Saat dikonfirmasi pada Kamis (30/1/2025), Kades Lampuara, Adam Nasrum, mengatakan bahwa dirinya, menolak menandatangani surat karena dalam surat tersebut pihak keberatan tidak bertanda tangan. Hal ini kemudian berujung pada aksi unjuk rasa yang digelar di depan kantor desa hingga dilakukannya penyegelan kantor Desa, pada Senin (24/12/2024) yang lalu.
“Saya sudah menanyakan siapa sebenarnya yang mengeluhkan pelayanan desa, tetapi tidak ada jawaban yang jelas. Senin berikutnya, mereka datang lagi dengan membawa lebih banyak orang, termasuk anak di bawah umur. Saat itu, mereka mengamuk, namun saya memilih tetap berada di dalam hingga ada petugas keamanan,” ujar Kepala Desa Lampuara.

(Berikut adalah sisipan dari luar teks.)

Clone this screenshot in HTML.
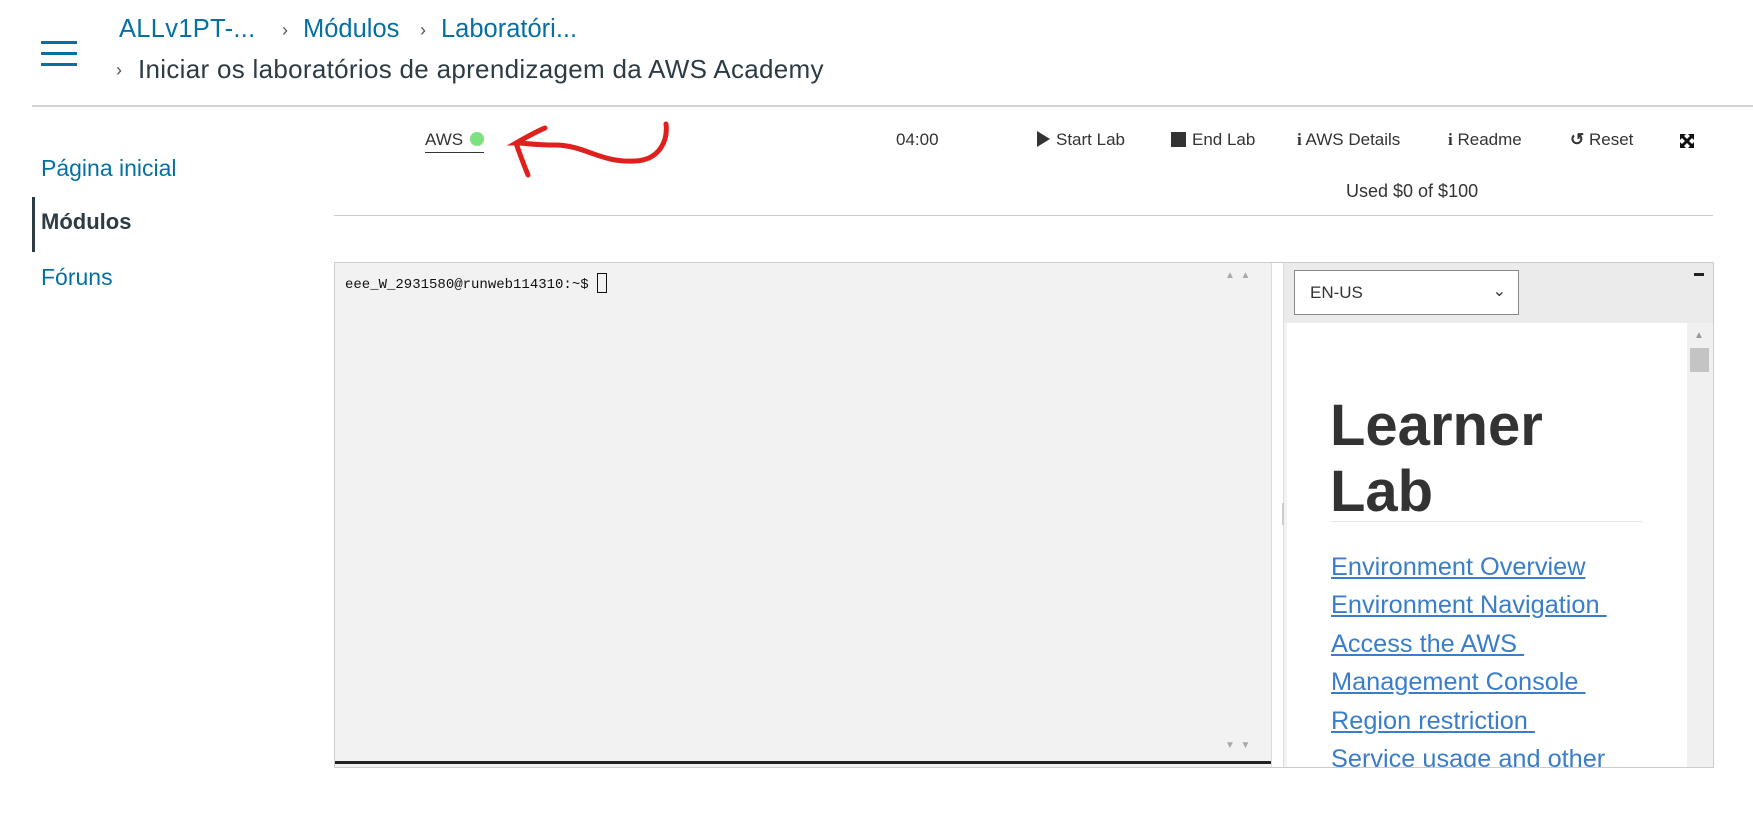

Menurutnya, massa menyampaikan berbagai tuntutan, salah satunya terkait Surat Keterangan Tidak Mampu (SKTM). Ia mengaku telah menjelaskan bahwa SKTM bisa diurus setelah Pilkada, sebagaimana yang sebelumnya ia sampaikan kepada seorang warga. Selain itu, mereka juga mempersoalkan sertifikat tanah yang hilang, meskipun kepala desa menegaskan bahwa sertifikat tersebut bukan hilang karena dirinya, melainkan oleh anggota perangkat desa.
Tak hanya itu, massa juga mengangkat isu hilangnya tabung gas yang dikaitkan dengan Sekretaris Desa (Sekdes). Kepala desa menegaskan bahwa Sekdes bukanlah penjual tabung gas, sehingga permasalahan tersebut tidak ada kaitannya dengan pemerintah desa. Tuntutan lain yang diajukan adalah kehadiran kepala desa saat ada warga yang meninggal dunia.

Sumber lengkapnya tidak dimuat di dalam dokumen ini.